After a walk on the beach at All Day Bay we continued south along the Otago coastline.



Discovered the State Highway 1 bridge at Waianakarua River is better appreciated from below than when driving on top of it. A stunning limestone double arch bridge which is very European looking.


We walked along the beach to the famous Moeraki Boulders which I am embarressed to say, we have never done before. Travelling with no agenda or timeline allows us to stop to explore wherever we choose. These almost perfectly round concretion boulders started forming in mudstone up to 55 million years ago and now get washed from the rock and mudstone substrate falling on the beach below.

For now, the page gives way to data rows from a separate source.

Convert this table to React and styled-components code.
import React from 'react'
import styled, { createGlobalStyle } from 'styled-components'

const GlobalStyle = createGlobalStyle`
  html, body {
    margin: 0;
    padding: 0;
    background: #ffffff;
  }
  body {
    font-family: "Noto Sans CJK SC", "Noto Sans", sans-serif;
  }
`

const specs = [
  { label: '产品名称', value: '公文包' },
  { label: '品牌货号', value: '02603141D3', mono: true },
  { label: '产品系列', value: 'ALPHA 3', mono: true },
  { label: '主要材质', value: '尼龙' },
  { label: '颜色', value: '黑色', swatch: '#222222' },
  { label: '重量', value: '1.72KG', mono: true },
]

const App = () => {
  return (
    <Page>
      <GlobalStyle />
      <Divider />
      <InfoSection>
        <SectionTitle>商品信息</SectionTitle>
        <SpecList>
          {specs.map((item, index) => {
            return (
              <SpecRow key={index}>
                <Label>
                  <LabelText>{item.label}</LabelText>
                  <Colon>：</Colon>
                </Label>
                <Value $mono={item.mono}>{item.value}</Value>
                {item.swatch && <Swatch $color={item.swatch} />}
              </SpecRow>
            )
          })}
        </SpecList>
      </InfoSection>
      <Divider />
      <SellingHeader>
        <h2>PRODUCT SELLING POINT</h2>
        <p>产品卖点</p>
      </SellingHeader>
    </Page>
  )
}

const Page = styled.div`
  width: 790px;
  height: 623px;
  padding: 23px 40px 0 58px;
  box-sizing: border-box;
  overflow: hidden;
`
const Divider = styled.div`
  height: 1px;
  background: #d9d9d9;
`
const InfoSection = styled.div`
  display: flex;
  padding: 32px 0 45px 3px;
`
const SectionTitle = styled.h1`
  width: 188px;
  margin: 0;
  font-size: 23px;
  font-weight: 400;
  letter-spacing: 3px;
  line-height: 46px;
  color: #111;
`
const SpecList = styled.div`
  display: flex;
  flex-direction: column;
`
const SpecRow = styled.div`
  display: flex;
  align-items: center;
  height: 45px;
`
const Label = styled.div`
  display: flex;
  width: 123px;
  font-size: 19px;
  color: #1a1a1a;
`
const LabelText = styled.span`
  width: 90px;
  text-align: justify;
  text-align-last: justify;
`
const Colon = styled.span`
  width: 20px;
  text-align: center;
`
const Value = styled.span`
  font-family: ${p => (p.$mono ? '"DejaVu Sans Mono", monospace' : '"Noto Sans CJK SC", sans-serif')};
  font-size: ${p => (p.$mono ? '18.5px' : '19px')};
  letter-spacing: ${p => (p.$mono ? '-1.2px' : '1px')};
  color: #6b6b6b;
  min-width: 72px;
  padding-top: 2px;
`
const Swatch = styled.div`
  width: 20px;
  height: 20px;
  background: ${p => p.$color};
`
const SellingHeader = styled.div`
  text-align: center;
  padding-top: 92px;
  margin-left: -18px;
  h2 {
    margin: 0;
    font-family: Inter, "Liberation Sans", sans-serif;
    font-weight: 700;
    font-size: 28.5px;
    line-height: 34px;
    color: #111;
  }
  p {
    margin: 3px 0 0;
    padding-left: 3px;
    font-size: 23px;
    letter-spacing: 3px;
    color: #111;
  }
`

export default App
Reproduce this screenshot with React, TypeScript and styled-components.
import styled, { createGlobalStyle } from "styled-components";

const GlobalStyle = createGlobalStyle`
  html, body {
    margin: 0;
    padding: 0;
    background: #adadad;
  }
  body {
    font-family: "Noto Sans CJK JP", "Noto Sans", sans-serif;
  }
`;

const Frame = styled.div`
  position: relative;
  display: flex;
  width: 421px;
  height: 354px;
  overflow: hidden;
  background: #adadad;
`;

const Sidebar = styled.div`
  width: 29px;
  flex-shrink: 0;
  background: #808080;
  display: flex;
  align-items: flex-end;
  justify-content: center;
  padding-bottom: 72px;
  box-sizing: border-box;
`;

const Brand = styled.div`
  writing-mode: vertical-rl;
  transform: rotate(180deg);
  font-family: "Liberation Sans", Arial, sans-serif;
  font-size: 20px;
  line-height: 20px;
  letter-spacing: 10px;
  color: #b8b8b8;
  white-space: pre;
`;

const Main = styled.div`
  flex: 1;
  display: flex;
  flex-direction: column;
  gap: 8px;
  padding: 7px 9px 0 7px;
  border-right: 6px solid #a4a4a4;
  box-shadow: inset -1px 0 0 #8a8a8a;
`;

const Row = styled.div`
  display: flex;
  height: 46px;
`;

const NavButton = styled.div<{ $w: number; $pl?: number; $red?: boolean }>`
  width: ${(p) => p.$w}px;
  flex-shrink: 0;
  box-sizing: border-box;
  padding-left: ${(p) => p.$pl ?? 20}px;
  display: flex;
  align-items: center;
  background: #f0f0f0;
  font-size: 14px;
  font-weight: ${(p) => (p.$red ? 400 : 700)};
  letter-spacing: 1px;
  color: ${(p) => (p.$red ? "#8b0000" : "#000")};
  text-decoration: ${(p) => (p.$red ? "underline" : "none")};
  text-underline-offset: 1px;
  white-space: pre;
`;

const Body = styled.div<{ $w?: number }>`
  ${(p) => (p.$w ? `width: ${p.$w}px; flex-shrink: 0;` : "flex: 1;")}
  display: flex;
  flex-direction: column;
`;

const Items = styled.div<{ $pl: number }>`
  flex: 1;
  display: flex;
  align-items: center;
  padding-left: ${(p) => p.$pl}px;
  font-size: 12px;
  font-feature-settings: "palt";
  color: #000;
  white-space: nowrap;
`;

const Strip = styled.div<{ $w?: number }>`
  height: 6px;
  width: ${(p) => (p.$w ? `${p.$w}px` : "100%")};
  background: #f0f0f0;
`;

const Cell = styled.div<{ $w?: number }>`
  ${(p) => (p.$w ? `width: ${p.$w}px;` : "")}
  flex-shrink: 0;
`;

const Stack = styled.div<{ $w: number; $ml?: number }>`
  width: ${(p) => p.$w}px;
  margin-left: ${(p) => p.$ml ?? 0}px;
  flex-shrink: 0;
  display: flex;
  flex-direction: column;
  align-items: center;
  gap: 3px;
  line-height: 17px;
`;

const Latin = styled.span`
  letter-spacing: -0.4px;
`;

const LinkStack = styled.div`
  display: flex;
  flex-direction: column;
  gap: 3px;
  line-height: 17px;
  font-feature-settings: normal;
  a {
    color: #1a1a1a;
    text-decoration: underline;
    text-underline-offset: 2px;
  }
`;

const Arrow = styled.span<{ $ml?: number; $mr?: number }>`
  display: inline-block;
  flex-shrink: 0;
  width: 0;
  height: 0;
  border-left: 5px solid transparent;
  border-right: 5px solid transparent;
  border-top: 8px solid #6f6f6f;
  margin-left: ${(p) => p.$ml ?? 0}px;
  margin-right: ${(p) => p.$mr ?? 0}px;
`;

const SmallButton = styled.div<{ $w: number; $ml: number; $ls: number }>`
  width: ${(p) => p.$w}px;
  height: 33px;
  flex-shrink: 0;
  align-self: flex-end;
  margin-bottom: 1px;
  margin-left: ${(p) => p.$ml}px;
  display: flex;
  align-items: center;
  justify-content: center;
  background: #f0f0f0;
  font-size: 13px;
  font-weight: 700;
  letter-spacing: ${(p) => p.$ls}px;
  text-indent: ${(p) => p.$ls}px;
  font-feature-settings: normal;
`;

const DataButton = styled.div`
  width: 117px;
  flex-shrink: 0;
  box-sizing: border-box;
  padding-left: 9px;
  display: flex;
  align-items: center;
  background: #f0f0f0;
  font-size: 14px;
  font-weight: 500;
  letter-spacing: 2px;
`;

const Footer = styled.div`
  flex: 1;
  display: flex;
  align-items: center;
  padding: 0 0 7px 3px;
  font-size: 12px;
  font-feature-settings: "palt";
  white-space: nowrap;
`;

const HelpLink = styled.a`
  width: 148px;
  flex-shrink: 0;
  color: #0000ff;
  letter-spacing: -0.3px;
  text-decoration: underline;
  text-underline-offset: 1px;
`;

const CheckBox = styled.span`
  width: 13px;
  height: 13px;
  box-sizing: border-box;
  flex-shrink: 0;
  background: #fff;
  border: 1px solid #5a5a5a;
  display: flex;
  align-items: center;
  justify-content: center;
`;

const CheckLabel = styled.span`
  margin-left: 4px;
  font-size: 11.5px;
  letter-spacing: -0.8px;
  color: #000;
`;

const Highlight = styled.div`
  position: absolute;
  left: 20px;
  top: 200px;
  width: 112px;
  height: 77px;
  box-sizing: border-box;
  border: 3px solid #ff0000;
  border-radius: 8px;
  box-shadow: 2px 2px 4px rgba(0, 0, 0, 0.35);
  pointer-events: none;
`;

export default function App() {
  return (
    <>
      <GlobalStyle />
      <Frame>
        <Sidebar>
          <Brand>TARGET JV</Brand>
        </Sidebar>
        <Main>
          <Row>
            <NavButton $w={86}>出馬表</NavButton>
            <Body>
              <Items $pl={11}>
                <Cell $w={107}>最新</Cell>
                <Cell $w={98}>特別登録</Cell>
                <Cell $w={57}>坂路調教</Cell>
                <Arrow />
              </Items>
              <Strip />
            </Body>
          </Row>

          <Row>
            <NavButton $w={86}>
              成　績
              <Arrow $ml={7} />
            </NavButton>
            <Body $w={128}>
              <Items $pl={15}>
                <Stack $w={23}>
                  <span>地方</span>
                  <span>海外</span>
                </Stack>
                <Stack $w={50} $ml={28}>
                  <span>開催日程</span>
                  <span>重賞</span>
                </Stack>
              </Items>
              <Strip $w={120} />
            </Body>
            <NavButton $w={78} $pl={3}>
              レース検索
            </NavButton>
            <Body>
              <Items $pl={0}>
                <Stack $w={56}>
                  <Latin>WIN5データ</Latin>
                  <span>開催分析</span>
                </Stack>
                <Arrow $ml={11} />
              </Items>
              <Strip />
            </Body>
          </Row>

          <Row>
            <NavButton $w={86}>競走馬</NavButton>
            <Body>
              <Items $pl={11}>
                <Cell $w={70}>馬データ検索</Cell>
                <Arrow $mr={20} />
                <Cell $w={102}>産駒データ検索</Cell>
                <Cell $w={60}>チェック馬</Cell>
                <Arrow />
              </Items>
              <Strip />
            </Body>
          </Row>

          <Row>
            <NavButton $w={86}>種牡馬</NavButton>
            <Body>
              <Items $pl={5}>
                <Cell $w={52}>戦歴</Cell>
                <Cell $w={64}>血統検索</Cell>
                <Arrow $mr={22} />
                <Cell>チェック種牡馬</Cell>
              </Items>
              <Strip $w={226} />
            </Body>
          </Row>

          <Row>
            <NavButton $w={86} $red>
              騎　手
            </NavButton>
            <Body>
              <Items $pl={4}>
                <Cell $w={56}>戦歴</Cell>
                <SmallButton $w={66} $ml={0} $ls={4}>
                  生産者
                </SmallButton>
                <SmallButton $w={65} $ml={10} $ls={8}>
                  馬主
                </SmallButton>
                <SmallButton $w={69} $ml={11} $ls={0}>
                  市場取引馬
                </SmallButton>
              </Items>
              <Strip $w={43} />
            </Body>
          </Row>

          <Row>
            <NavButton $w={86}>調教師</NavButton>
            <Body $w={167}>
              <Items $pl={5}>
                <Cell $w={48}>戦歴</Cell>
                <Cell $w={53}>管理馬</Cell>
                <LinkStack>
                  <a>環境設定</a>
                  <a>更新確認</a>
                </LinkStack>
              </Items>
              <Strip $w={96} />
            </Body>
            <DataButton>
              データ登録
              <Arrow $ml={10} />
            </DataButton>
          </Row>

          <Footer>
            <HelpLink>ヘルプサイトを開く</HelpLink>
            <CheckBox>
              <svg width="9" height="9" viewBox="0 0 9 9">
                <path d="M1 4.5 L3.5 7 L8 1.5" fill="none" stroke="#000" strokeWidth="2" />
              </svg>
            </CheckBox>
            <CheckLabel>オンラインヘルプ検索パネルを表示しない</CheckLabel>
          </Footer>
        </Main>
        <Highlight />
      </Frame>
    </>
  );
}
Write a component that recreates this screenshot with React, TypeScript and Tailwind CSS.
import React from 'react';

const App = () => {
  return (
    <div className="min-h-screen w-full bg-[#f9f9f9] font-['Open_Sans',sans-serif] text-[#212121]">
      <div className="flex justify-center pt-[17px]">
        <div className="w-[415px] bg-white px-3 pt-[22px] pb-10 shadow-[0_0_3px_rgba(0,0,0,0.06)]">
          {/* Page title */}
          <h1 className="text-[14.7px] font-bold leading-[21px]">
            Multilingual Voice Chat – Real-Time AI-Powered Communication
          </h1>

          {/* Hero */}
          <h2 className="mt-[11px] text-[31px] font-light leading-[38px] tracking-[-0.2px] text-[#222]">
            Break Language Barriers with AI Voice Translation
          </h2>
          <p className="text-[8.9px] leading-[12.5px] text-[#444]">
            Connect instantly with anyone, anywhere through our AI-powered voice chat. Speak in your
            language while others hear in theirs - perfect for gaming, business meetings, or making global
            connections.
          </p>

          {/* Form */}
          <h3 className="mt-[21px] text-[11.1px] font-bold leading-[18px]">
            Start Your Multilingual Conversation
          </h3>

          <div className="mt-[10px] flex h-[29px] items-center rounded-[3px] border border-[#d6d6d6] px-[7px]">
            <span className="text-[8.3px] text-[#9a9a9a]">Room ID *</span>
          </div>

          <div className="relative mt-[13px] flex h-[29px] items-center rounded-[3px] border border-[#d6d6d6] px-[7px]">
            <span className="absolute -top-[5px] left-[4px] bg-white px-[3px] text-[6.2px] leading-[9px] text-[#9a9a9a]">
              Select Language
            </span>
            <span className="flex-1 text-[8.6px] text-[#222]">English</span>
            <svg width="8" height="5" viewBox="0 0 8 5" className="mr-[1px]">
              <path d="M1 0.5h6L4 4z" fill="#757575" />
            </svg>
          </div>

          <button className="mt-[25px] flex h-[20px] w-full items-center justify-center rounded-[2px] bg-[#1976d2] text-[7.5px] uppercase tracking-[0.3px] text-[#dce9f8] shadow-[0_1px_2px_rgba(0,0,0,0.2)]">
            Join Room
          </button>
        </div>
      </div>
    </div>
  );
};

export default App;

Why after such a long geological formation process do so many tourists feel compelled to stand on top of them and potentially damage them?





Next stop, Moeraki and Katiki Point Historic and Wildlife Reserve. Abundant wildlife including seals, shags, penguins and gulls are all that inhabit this windswept outcrop since the lighthouse keeper was replaced by automation in 1975.





 Karitane is an absolute gem of a little seaside village, very quaint and quiet.


Our final stop for the day was Warrington Beach with a view across Blueskin Bay, a tidal inlet behind the beach. A walk on the sparsely populated beach and a glass of wine to watch the sunset.




Day twenty.
A strong Sou'wester blew in across Blueskin Bay this morning bringing rain and a drop in temperature. Nothing doing so off to visit my uncle in Sawyers Bay for the night. Not much to post except that we are blown away by the spectacular beaches and coastline of Otago. Kilometre after kilometre of them.



Day twenty one.
Early start this morning and off to Dunedin railway station to catch the Taieri Gorge Railway train to Pukerangi. Absolutely spectacular.

















Brilliant!

This afternoon we cruised along another 23 kilometres of splendid Otago beaches to Taieri Mouth. The entry point to the Pacific Ocean of the same river we had followed by train this morning. An evening walk on the expansive beach at low tide with Taieri Island, Moturata, nature reserve visible a short distance offshore.